━━━ Information supplied ━━━
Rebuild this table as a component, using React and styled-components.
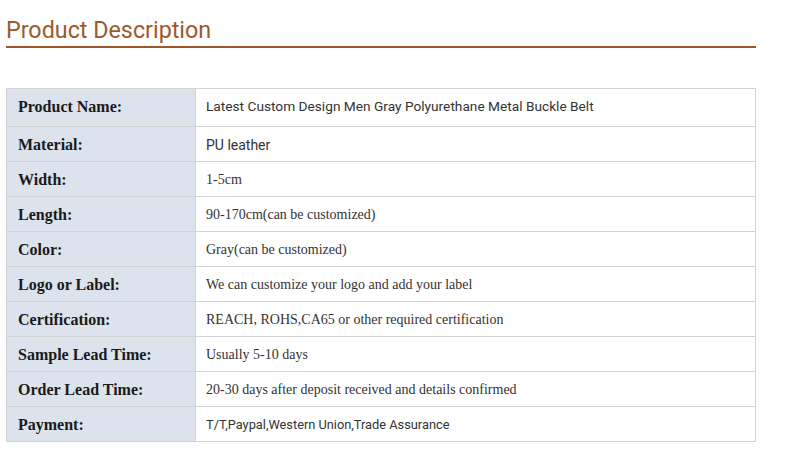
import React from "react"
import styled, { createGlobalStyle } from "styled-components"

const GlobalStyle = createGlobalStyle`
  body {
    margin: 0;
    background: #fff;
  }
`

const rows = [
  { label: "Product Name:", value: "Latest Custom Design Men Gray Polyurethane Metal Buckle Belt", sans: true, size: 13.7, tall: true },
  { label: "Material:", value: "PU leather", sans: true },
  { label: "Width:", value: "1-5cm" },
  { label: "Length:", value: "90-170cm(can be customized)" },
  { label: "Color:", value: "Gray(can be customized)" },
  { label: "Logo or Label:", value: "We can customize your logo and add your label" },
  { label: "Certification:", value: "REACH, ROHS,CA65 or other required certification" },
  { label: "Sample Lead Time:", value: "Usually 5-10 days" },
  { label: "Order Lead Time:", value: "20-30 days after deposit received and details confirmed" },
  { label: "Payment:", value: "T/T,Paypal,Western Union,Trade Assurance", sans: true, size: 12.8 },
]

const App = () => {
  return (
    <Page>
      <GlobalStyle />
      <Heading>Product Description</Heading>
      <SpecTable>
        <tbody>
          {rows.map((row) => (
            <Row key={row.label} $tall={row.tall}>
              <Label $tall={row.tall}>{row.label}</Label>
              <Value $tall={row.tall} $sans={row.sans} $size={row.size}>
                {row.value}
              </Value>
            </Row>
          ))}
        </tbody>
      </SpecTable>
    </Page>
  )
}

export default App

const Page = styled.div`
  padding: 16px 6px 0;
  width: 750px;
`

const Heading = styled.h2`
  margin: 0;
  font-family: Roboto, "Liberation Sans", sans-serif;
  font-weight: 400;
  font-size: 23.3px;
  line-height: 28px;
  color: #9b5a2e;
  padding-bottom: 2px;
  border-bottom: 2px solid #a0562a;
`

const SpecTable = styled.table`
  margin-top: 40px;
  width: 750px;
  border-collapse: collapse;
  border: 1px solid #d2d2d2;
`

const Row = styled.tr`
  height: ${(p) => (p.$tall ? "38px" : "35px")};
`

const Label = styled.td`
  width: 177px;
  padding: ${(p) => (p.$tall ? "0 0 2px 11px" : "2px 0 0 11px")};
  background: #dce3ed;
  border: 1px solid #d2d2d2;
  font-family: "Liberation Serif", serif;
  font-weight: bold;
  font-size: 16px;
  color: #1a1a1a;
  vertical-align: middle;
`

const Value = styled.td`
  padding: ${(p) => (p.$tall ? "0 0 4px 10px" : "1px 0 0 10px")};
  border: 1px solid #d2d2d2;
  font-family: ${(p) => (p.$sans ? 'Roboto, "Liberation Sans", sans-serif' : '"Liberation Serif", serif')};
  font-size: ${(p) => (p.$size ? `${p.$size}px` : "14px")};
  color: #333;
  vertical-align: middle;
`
━━━
■ **Exercise details**
Give only a number: how many lines of the data hold the string "styled"?

■ **Exercise response**
8